◆ **WHAT THIS TASK INVOLVES**
Gather every line that includes the word "React", please.

◆ **GIVEN DATA**
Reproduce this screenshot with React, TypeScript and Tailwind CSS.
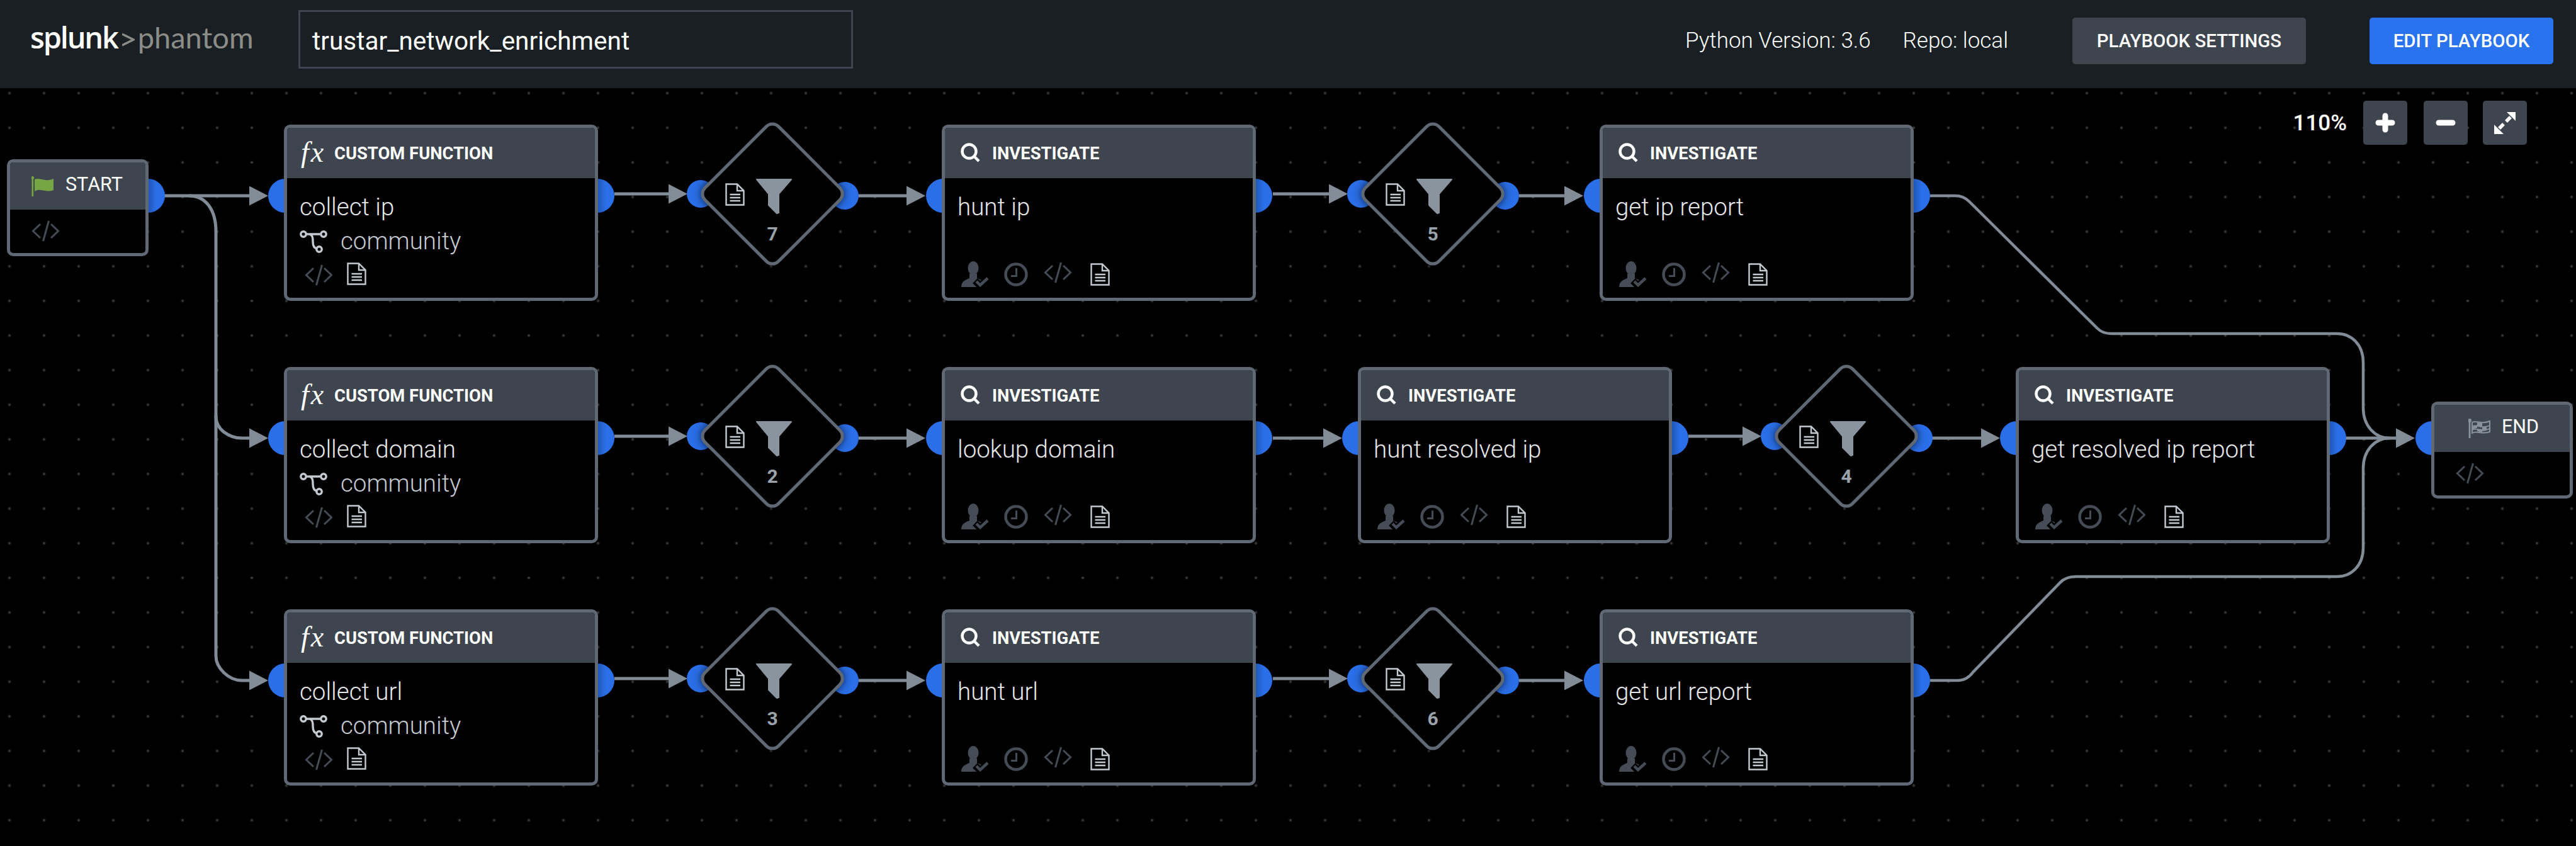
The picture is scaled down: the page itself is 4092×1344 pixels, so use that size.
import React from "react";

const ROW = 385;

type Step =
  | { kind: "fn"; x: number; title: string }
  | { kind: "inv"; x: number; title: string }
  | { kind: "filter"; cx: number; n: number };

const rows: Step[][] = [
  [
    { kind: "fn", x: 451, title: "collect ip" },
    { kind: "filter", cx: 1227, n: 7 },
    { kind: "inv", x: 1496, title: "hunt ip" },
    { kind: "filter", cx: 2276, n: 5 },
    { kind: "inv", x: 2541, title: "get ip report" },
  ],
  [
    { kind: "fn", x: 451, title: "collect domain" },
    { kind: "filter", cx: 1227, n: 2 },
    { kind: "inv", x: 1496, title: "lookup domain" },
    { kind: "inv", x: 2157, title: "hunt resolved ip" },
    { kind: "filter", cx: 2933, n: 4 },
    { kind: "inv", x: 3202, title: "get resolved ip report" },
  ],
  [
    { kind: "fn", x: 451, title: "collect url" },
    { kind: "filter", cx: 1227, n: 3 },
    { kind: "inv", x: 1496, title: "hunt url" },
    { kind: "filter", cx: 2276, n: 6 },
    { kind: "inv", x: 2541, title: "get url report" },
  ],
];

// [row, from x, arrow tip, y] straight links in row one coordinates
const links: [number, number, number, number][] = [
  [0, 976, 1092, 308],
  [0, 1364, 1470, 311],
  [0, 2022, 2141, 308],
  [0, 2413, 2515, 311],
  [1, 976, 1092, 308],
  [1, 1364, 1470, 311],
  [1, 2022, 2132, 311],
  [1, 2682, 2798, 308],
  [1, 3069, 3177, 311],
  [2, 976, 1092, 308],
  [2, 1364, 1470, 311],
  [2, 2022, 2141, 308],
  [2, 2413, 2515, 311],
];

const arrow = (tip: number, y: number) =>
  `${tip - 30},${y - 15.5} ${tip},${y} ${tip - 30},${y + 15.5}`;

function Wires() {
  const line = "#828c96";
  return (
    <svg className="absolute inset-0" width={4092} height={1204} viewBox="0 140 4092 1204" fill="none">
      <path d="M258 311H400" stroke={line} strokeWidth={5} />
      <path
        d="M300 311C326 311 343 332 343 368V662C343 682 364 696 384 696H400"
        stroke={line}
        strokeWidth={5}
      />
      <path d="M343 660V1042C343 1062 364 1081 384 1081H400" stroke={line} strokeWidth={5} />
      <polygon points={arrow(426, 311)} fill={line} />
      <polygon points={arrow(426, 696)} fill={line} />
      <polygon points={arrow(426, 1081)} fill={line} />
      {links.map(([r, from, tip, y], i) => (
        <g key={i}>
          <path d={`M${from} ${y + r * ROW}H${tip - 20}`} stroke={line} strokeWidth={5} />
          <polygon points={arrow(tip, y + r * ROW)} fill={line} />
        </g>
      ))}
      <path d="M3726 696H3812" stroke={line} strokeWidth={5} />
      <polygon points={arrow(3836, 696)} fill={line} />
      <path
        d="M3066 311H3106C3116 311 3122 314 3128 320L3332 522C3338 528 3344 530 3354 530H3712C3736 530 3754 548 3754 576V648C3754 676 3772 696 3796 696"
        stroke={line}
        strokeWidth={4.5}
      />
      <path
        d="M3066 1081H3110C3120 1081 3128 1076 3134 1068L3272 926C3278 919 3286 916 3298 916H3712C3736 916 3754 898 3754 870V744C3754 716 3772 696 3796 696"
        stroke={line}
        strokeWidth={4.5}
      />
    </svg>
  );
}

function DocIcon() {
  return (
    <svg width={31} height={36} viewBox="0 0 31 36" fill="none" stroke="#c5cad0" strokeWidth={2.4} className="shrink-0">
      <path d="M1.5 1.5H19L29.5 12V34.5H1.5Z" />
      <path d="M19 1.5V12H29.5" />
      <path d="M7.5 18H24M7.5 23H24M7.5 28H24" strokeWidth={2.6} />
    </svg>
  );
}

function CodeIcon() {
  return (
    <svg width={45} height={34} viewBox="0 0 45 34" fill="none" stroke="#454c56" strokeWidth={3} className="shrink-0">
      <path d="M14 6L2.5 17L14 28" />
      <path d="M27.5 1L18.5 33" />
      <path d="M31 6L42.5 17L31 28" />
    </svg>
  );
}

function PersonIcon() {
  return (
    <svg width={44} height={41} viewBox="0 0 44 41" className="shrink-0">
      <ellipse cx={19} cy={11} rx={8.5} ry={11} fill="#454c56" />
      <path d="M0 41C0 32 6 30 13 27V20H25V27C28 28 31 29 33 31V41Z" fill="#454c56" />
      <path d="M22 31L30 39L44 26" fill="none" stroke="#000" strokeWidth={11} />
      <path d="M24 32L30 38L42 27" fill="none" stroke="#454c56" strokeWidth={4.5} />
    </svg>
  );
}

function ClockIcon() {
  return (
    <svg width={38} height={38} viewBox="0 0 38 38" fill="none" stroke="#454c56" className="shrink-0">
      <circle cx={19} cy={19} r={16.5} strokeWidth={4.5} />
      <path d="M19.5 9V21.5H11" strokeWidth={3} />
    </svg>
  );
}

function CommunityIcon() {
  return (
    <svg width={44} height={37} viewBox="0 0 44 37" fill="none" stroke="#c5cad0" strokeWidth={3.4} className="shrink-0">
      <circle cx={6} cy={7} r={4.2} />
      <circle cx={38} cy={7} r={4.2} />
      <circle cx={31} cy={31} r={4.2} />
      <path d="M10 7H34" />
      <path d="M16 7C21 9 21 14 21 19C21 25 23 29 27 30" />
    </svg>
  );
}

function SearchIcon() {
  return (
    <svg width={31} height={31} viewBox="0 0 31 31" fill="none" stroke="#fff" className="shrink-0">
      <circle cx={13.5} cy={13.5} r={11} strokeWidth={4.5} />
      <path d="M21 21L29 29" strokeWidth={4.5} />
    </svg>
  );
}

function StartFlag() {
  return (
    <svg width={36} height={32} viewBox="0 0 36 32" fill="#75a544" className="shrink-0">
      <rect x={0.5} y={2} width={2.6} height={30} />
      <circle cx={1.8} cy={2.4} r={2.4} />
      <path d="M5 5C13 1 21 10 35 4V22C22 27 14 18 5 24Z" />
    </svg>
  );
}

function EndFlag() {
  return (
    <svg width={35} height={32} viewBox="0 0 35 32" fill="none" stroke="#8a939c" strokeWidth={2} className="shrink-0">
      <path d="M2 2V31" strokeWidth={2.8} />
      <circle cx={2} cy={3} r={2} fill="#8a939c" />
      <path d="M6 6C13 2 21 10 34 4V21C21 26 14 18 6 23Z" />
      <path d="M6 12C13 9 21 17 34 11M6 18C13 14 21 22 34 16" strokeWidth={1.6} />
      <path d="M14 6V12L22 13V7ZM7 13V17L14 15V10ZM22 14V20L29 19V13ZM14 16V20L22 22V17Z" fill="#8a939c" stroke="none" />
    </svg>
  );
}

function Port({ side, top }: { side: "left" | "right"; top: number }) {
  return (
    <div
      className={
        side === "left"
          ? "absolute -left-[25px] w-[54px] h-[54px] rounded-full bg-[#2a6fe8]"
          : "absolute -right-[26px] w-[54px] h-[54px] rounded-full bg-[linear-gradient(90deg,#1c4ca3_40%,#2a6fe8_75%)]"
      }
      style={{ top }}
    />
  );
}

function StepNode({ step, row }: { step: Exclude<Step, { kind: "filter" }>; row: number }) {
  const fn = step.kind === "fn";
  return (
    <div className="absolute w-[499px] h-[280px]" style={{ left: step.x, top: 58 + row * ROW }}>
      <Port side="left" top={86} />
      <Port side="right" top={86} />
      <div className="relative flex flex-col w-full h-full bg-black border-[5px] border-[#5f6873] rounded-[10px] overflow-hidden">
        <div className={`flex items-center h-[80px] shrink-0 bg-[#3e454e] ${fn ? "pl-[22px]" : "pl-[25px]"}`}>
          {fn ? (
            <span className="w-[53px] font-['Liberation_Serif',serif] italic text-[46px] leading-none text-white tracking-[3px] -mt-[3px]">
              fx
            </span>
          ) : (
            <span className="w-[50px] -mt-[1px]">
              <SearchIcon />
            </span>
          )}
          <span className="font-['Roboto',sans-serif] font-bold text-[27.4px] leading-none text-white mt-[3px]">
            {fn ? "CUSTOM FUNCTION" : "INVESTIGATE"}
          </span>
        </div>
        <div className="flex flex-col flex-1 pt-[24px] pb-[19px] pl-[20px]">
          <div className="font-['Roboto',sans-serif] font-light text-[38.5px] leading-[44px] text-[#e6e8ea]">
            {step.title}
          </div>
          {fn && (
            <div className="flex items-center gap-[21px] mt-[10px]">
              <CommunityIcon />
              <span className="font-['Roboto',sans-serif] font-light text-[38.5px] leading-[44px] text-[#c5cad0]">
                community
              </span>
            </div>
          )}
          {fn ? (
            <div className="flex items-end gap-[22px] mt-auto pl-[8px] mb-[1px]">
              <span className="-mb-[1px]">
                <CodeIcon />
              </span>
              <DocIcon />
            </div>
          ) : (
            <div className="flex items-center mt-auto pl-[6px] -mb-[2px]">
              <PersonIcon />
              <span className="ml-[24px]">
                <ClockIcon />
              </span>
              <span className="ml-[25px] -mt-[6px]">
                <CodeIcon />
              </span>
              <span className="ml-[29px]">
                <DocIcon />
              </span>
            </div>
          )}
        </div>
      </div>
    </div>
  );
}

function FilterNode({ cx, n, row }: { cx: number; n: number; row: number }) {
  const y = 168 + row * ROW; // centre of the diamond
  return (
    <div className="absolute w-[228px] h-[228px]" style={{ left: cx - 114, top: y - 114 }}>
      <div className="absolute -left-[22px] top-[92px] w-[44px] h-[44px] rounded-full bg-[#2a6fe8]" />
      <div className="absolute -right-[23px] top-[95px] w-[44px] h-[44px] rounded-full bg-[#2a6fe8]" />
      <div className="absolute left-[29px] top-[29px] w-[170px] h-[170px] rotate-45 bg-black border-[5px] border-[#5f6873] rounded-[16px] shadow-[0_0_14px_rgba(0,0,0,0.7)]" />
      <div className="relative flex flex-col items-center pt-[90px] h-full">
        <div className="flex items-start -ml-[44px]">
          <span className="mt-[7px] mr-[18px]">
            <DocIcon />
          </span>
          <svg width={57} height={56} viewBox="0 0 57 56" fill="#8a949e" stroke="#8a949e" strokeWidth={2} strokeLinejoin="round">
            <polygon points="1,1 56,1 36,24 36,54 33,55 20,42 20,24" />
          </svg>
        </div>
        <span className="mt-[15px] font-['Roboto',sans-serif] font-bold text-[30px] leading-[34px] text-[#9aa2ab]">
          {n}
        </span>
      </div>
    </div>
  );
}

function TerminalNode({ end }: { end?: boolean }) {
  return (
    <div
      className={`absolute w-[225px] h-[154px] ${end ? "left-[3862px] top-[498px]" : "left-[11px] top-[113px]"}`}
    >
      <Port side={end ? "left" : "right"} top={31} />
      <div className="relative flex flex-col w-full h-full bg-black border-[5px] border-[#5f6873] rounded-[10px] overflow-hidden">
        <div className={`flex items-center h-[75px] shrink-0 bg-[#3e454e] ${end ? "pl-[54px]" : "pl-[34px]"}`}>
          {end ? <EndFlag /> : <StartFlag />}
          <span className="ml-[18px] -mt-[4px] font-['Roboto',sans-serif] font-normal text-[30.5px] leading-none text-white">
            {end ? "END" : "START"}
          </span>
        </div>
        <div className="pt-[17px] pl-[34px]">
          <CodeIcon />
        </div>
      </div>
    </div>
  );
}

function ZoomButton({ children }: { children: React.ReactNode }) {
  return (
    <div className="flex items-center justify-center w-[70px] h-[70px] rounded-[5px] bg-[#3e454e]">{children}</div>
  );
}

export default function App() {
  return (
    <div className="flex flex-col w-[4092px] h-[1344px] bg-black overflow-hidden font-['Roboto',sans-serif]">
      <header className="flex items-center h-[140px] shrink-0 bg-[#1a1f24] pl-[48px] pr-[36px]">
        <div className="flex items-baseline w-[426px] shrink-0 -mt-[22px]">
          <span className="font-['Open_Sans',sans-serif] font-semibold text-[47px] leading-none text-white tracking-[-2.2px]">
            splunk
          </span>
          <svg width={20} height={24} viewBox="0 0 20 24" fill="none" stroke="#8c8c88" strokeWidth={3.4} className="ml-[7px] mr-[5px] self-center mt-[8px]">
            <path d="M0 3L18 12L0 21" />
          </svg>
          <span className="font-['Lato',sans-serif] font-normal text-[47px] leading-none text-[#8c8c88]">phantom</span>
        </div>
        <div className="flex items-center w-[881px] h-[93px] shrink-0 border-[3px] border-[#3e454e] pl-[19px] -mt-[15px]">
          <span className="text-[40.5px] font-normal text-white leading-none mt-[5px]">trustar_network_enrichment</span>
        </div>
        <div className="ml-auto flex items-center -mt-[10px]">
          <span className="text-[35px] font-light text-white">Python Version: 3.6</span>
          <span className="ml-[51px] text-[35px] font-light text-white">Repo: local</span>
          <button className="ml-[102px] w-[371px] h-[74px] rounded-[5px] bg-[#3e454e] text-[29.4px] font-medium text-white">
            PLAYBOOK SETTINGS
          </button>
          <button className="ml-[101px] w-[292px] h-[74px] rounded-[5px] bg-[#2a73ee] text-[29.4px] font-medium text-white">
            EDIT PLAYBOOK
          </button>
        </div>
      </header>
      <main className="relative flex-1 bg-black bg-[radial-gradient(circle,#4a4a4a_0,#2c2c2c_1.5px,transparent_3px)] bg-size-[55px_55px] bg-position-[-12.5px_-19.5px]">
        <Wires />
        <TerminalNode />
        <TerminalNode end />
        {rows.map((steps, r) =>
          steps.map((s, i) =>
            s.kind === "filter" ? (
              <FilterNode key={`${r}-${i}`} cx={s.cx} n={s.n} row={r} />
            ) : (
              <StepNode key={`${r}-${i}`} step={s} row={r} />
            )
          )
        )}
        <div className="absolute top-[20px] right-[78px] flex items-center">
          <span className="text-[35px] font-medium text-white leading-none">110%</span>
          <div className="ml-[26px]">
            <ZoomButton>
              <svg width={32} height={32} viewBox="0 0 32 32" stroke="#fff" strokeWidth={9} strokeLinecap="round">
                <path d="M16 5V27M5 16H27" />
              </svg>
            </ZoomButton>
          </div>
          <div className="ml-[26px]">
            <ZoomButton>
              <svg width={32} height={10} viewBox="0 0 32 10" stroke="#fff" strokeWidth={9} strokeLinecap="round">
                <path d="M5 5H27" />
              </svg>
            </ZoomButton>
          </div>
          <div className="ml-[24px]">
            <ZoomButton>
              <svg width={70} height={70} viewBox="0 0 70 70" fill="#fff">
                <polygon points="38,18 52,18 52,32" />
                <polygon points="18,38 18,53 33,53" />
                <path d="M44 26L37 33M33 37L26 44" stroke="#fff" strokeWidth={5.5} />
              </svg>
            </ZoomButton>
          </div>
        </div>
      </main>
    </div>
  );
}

◆ **EXERCISE ANSWER**
Reproduce this screenshot with React, TypeScript and Tailwind CSS.
import React from "react";
function ZoomButton({ children }: { children: React.ReactNode }) {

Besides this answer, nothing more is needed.